Como fonte de proteínas proteína, usamos fatias de bacon, quando as encontramos a menos de 3.99 por 500 gramas, ou latas de atum. Quando há miúdos de galinha (que aqui se encontram na secção da comida para cães) lá improvisamos uma canja, que nos sabe mesmo bem à noite. Pimentos, nem cheirá-los porque chegam a custar 12 dólares o quilo! Feijões em lata, para fazer feijoada vegetariana ou com bacon. Fruta, compramos maçãs, peras e bananas, estas frutas, geralmente custam-nos menos de 2 dólares o quilo.
Os nossos luxos consistem em mel, para as nossas papas de aveia, Nutella, de marca barata e, café para o Nuno. Uma garrafa de vinho do mais barato quando queremos celebrar alguma coisa. Eis aqui a lista de compra de dois ciclovagabundos.
Sabe bem a “ternura dos 40″
Os nossos dias foram decorrendo mais ou menos dentro de uma rotina onde a paisagem agrícola intercalava com aldeias de faroeste moderno. Sem grandes subidas avançávamos a bom ritmo. O trânsito que nos acompanhava era composto sobretudo por camiões de transporte de animais que deixavam na sua passagem o cheiro a fezes e urina que permanecia no ar como uma nuvem de mau tempo.
O Nuno celebrou mais um ano de vida, e como era um aniversário especial – os quarenta – fizemos uma excepção e abrimos os cordões à bolsa.

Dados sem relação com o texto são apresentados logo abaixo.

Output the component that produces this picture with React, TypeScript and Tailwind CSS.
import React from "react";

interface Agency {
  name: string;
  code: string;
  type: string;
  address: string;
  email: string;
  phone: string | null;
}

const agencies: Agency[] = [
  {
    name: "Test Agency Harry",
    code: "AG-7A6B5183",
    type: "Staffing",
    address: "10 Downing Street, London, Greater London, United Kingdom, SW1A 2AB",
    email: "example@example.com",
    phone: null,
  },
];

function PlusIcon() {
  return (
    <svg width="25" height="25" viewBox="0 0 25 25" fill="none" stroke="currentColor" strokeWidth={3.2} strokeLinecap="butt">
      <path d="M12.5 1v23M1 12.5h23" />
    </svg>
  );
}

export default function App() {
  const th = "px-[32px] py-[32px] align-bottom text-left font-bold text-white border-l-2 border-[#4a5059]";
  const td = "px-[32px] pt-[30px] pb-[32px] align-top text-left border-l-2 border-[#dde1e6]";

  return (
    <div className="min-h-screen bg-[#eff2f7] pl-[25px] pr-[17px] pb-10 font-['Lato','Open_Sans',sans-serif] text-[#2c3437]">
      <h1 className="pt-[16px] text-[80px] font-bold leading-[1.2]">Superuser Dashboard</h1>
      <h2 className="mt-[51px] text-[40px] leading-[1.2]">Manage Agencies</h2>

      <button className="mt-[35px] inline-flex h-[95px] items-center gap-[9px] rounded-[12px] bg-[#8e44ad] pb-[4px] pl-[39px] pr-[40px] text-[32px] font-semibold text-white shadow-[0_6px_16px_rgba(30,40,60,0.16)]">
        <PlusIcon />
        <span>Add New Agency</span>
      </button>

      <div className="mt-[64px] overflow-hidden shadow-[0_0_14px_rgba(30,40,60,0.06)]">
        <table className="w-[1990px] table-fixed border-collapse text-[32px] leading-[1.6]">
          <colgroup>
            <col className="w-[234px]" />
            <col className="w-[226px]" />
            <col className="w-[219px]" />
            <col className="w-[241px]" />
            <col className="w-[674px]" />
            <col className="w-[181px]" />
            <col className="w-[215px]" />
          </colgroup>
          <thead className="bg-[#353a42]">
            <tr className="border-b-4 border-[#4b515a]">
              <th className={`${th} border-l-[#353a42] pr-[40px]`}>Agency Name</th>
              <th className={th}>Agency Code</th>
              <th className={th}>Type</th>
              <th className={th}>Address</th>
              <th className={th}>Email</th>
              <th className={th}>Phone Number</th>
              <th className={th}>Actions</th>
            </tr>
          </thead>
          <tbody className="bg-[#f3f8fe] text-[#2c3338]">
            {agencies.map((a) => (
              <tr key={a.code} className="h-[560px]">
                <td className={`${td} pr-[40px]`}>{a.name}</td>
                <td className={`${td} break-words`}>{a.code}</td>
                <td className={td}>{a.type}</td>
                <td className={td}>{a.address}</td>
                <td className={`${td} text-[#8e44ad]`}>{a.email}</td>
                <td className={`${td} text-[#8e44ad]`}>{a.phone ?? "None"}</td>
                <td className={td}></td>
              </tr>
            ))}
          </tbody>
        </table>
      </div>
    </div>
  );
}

O nosso carrinho de compras ficou cheio dos caprichos do aniversariante e, celebramos da forma que melhor sabemos – a beber e a comer, só faltavam os amigos e a familía.

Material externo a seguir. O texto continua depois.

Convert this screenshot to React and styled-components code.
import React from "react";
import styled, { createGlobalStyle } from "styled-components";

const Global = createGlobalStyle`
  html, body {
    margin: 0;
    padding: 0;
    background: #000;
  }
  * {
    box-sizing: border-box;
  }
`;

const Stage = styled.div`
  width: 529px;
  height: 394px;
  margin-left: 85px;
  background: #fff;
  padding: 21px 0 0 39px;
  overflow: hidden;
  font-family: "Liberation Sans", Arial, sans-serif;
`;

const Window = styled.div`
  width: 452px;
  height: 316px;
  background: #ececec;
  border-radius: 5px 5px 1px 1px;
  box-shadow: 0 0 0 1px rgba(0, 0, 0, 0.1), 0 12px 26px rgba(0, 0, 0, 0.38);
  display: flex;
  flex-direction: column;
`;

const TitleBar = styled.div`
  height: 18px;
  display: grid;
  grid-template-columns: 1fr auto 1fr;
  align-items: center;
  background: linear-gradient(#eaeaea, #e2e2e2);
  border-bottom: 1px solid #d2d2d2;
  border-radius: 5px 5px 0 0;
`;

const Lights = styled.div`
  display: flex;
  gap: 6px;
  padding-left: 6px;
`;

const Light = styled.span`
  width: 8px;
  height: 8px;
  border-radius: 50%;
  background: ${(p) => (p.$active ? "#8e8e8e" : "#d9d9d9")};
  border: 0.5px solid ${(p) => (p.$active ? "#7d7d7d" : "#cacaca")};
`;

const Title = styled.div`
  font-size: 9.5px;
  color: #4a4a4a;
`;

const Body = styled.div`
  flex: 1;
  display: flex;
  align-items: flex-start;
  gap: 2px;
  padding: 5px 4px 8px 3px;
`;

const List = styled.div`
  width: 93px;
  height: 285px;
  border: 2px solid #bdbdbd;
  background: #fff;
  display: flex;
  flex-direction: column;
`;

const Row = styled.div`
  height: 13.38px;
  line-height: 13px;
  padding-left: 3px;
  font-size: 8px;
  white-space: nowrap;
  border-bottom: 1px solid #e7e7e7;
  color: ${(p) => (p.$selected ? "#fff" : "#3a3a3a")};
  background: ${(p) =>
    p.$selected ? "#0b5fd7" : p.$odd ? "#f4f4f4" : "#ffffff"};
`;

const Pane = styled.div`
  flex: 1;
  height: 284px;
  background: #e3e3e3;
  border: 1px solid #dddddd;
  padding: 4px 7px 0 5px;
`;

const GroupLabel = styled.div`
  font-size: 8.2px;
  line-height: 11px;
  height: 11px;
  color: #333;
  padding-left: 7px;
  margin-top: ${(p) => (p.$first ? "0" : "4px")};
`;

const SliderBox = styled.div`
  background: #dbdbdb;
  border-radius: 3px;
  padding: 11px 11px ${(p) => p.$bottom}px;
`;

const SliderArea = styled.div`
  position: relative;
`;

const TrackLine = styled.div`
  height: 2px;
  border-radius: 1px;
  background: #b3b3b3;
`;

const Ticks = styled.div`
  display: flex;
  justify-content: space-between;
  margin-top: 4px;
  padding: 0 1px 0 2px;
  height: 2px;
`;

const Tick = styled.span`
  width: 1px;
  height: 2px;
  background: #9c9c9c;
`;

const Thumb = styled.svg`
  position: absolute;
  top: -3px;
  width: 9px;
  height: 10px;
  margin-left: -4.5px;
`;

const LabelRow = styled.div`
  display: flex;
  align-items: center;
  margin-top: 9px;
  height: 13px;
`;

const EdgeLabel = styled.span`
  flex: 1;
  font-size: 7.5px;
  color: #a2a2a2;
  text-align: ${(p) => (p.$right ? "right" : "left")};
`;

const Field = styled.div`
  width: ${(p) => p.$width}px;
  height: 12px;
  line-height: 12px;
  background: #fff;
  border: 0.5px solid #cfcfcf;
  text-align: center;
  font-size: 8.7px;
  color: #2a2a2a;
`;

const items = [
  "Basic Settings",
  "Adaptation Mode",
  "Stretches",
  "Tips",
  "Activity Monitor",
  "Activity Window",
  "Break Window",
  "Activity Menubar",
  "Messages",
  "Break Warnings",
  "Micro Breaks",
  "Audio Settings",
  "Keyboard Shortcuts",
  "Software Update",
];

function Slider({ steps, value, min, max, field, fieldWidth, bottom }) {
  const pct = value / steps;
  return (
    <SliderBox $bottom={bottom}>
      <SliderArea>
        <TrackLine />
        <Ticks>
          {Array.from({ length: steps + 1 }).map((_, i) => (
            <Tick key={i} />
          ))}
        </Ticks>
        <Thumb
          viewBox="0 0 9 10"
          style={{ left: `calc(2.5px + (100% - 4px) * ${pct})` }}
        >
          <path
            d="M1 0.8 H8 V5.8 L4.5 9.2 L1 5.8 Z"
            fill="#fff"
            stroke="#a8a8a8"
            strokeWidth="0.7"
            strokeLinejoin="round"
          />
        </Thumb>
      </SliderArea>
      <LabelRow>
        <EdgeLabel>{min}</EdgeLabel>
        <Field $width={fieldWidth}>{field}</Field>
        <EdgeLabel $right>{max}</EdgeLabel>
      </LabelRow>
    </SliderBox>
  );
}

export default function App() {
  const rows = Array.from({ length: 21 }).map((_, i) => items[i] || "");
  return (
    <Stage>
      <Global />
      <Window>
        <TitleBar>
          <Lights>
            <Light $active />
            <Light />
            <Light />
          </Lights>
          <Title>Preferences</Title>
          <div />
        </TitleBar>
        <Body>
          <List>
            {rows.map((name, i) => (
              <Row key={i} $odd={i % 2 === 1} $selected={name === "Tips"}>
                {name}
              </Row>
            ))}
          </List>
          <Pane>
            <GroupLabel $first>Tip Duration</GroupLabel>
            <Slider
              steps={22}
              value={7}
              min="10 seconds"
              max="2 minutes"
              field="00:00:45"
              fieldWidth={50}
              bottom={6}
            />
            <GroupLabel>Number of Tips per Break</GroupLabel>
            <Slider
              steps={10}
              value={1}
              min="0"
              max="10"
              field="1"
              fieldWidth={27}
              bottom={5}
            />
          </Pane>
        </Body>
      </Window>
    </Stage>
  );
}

Para abrir os apetites cá fica o cardápio – pequeno almoço: ovos escalfados com salmão fumado, espinafres e molho hollandaise, servidos com espumante e sumo de laranja. jantar: entrada – (à pois claro, ou se fazem as coisa como deve de ser, ou então, não se fazem) camarão cozido, uma selecção de queijos, chouriço e azeitonas; prato principal – um bom bife de vaca com salada; sobremesa – bolo de cenoura para espetar as velas. Claro está, bom vinho da Nova Zelândia. O preço de tudo isto? Que importa não se fazem 40 anos todos os dias!
No dia seguinte seguimos em direcção a Napier ressacados, barriga cheia e muito felizes.